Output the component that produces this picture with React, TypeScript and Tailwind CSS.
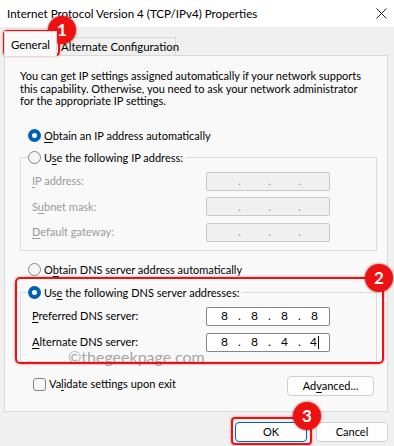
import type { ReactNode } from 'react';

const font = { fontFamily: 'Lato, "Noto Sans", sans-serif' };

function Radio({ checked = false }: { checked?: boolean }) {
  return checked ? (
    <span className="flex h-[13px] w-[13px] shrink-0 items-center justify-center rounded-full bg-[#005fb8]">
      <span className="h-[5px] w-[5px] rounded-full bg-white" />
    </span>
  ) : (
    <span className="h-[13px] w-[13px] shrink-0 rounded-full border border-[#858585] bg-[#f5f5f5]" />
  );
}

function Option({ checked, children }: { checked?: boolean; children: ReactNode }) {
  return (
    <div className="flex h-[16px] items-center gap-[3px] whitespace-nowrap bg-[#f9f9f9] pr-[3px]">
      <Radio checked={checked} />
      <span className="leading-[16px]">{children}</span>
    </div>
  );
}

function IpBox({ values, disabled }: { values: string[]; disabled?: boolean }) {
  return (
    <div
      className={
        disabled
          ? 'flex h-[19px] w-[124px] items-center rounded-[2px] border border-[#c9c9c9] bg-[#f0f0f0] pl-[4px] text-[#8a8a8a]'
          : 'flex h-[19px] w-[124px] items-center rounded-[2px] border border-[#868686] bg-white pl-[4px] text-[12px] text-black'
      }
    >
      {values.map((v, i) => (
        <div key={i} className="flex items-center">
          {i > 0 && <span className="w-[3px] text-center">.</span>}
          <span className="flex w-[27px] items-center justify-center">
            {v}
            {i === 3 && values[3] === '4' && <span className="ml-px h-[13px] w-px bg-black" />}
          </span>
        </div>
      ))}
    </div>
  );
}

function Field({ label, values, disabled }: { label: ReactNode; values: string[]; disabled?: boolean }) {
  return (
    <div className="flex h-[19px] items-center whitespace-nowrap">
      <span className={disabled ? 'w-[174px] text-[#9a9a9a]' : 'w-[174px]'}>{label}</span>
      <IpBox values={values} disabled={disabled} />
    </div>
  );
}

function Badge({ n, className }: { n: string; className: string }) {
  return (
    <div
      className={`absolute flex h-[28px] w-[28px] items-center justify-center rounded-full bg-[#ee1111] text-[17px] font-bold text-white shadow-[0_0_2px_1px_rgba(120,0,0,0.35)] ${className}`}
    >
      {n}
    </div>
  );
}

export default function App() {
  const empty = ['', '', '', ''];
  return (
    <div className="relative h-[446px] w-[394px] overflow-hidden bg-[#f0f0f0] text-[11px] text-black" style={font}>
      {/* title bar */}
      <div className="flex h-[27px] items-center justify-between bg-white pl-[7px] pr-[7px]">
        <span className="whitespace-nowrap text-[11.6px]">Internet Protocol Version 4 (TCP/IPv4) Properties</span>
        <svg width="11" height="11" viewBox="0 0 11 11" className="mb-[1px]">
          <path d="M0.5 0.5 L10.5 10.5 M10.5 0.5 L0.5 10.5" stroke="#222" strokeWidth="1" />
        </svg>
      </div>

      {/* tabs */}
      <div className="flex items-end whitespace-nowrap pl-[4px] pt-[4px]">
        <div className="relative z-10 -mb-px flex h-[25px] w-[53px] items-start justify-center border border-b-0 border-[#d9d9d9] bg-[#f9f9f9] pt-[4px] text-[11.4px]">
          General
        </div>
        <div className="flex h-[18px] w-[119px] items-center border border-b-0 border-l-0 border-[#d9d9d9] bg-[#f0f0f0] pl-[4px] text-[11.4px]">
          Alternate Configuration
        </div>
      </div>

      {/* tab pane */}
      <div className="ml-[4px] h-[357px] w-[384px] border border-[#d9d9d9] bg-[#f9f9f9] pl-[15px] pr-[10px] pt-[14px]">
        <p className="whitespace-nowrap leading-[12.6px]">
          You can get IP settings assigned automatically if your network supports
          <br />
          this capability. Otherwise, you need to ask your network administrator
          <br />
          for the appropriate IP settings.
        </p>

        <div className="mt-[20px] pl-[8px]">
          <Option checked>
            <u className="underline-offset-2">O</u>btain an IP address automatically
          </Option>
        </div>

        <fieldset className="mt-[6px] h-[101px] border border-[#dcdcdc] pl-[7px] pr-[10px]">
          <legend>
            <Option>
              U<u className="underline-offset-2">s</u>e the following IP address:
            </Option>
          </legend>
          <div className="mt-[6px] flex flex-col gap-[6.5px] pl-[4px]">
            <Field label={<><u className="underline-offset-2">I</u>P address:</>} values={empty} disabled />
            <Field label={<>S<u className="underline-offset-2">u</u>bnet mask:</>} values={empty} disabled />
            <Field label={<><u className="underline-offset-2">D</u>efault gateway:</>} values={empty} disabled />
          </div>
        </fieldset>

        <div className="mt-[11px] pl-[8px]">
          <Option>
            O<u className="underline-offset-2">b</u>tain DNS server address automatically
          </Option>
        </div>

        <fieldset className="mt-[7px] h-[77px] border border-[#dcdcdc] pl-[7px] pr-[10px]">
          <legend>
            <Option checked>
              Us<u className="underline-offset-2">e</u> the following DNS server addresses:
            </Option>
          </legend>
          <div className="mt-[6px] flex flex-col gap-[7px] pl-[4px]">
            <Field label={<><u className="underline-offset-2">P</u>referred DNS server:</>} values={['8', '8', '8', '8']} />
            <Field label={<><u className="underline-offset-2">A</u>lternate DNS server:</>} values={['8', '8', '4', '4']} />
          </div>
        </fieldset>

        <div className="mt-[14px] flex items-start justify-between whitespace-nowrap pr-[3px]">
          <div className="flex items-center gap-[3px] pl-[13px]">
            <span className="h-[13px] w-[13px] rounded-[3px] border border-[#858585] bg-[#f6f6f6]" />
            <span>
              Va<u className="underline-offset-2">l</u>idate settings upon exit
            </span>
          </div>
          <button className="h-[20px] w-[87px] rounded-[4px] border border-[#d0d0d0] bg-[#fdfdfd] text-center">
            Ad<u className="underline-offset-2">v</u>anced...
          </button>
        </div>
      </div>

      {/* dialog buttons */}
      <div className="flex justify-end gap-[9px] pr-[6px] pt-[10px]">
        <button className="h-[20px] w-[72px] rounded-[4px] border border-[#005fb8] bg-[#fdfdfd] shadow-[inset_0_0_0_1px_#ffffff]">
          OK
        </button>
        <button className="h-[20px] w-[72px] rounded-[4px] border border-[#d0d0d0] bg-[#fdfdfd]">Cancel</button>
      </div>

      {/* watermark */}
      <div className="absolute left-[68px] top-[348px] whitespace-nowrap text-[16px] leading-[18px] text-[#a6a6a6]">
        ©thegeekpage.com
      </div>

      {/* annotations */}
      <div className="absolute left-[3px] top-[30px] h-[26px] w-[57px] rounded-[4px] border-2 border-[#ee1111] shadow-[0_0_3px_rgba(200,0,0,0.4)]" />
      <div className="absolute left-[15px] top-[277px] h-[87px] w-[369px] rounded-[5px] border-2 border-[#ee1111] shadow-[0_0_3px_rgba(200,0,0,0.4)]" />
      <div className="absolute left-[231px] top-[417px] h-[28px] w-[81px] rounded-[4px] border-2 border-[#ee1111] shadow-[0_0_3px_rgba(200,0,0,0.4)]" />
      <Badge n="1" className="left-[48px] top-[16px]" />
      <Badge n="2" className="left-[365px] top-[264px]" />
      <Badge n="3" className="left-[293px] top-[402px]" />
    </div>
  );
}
☆ ☆ ☆
THE REQUEST: Copy the listing word for word, excluding its pictures.

FULL SOLUTION:
Output the component that produces this picture with React, TypeScript and Tailwind CSS.
import type { ReactNode } from 'react';

const font = { fontFamily: 'Lato, "Noto Sans", sans-serif' };

function Radio({ checked = false }: { checked?: boolean }) {
  return checked ? (
    <span className="flex h-[13px] w-[13px] shrink-0 items-center justify-center rounded-full bg-[#005fb8]">
      <span className="h-[5px] w-[5px] rounded-full bg-white" />
    </span>
  ) : (
    <span className="h-[13px] w-[13px] shrink-0 rounded-full border border-[#858585] bg-[#f5f5f5]" />
  );
}

function Option({ checked, children }: { checked?: boolean; children: ReactNode }) {
  return (
    <div className="flex h-[16px] items-center gap-[3px] whitespace-nowrap bg-[#f9f9f9] pr-[3px]">
      <Radio checked={checked} />
      <span className="leading-[16px]">{children}</span>
    </div>
  );
}

function IpBox({ values, disabled }: { values: string[]; disabled?: boolean }) {
  return (
    <div
      className={
        disabled
          ? 'flex h-[19px] w-[124px] items-center rounded-[2px] border border-[#c9c9c9] bg-[#f0f0f0] pl-[4px] text-[#8a8a8a]'
          : 'flex h-[19px] w-[124px] items-center rounded-[2px] border border-[#868686] bg-white pl-[4px] text-[12px] text-black'
      }
    >
      {values.map((v, i) => (
        <div key={i} className="flex items-center">
          {i > 0 && <span className="w-[3px] text-center">.</span>}
          <span className="flex w-[27px] items-center justify-center">
            {v}
            {i === 3 && values[3] === '4' && <span className="ml-px h-[13px] w-px bg-black" />}
          </span>
        </div>
      ))}
    </div>
  );
}

function Field({ label, values, disabled }: { label: ReactNode; values: string[]; disabled?: boolean }) {
  return (
    <div className="flex h-[19px] items-center whitespace-nowrap">
      <span className={disabled ? 'w-[174px] text-[#9a9a9a]' : 'w-[174px]'}>{label}</span>
      <IpBox values={values} disabled={disabled} />
    </div>
  );
}

function Badge({ n, className }: { n: string; className: string }) {
  return (
    <div
      className={`absolute flex h-[28px] w-[28px] items-center justify-center rounded-full bg-[#ee1111] text-[17px] font-bold text-white shadow-[0_0_2px_1px_rgba(120,0,0,0.35)] ${className}`}
    >
      {n}
    </div>
  );
}

export default function App() {
  const empty = ['', '', '', ''];
  return (
    <div className="relative h-[446px] w-[394px] overflow-hidden bg-[#f0f0f0] text-[11px] text-black" style={font}>
      {/* title bar */}
      <div className="flex h-[27px] items-center justify-between bg-white pl-[7px] pr-[7px]">
        <span className="whitespace-nowrap text-[11.6px]">Internet Protocol Version 4 (TCP/IPv4) Properties</span>
        <svg width="11" height="11" viewBox="0 0 11 11" className="mb-[1px]">
          <path d="M0.5 0.5 L10.5 10.5 M10.5 0.5 L0.5 10.5" stroke="#222" strokeWidth="1" />
        </svg>
      </div>

      {/* tabs */}
      <div className="flex items-end whitespace-nowrap pl-[4px] pt-[4px]">
        <div className="relative z-10 -mb-px flex h-[25px] w-[53px] items-start justify-center border border-b-0 border-[#d9d9d9] bg-[#f9f9f9] pt-[4px] text-[11.4px]">
          General
        </div>
        <div className="flex h-[18px] w-[119px] items-center border border-b-0 border-l-0 border-[#d9d9d9] bg-[#f0f0f0] pl-[4px] text-[11.4px]">
          Alternate Configuration
        </div>
      </div>

      {/* tab pane */}
      <div className="ml-[4px] h-[357px] w-[384px] border border-[#d9d9d9] bg-[#f9f9f9] pl-[15px] pr-[10px] pt-[14px]">
        <p className="whitespace-nowrap leading-[12.6px]">
          You can get IP settings assigned automatically if your network supports
          <br />
          this capability. Otherwise, you need to ask your network administrator
          <br />
          for the appropriate IP settings.
        </p>

        <div className="mt-[20px] pl-[8px]">
          <Option checked>
            <u className="underline-offset-2">O</u>btain an IP address automatically
          </Option>
        </div>

        <fieldset className="mt-[6px] h-[101px] border border-[#dcdcdc] pl-[7px] pr-[10px]">
          <legend>
            <Option>
              U<u className="underline-offset-2">s</u>e the following IP address:
            </Option>
          </legend>
          <div className="mt-[6px] flex flex-col gap-[6.5px] pl-[4px]">
            <Field label={<><u className="underline-offset-2">I</u>P address:</>} values={empty} disabled />
            <Field label={<>S<u className="underline-offset-2">u</u>bnet mask:</>} values={empty} disabled />
            <Field label={<><u className="underline-offset-2">D</u>efault gateway:</>} values={empty} disabled />
          </div>
        </fieldset>

        <div className="mt-[11px] pl-[8px]">
          <Option>
            O<u className="underline-offset-2">b</u>tain DNS server address automatically
          </Option>
        </div>

        <fieldset className="mt-[7px] h-[77px] border border-[#dcdcdc] pl-[7px] pr-[10px]">
          <legend>
            <Option checked>
              Us<u className="underline-offset-2">e</u> the following DNS server addresses:
            </Option>
          </legend>
          <div className="mt-[6px] flex flex-col gap-[7px] pl-[4px]">
            <Field label={<><u className="underline-offset-2">P</u>referred DNS server:</>} values={['8', '8', '8', '8']} />
            <Field label={<><u className="underline-offset-2">A</u>lternate DNS server:</>} values={['8', '8', '4', '4']} />
          </div>
        </fieldset>

        <div className="mt-[14px] flex items-start justify-between whitespace-nowrap pr-[3px]">
          <div className="flex items-center gap-[3px] pl-[13px]">
            <span className="h-[13px] w-[13px] rounded-[3px] border border-[#858585] bg-[#f6f6f6]" />
            <span>
              Va<u className="underline-offset-2">l</u>idate settings upon exit
            </span>
          </div>
          <button className="h-[20px] w-[87px] rounded-[4px] border border-[#d0d0d0] bg-[#fdfdfd] text-center">
            Ad<u className="underline-offset-2">v</u>anced...
          </button>
        </div>
      </div>

      {/* dialog buttons */}
      <div className="flex justify-end gap-[9px] pr-[6px] pt-[10px]">
        <button className="h-[20px] w-[72px] rounded-[4px] border border-[#005fb8] bg-[#fdfdfd] shadow-[inset_0_0_0_1px_#ffffff]">
          OK
        </button>
        <button className="h-[20px] w-[72px] rounded-[4px] border border-[#d0d0d0] bg-[#fdfdfd]">Cancel</button>
      </div>

      {/* watermark */}
      <div className="absolute left-[68px] top-[348px] whitespace-nowrap text-[16px] leading-[18px] text-[#a6a6a6]">
        ©thegeekpage.com
      </div>

      {/* annotations */}
      <div className="absolute left-[3px] top-[30px] h-[26px] w-[57px] rounded-[4px] border-2 border-[#ee1111] shadow-[0_0_3px_rgba(200,0,0,0.4)]" />
      <div className="absolute left-[15px] top-[277px] h-[87px] w-[369px] rounded-[5px] border-2 border-[#ee1111] shadow-[0_0_3px_rgba(200,0,0,0.4)]" />
      <div className="absolute left-[231px] top-[417px] h-[28px] w-[81px] rounded-[4px] border-2 border-[#ee1111] shadow-[0_0_3px_rgba(200,0,0,0.4)]" />
      <Badge n="1" className="left-[48px] top-[16px]" />
      <Badge n="2" className="left-[365px] top-[264px]" />
      <Badge n="3" className="left-[293px] top-[402px]" />
    </div>
  );
}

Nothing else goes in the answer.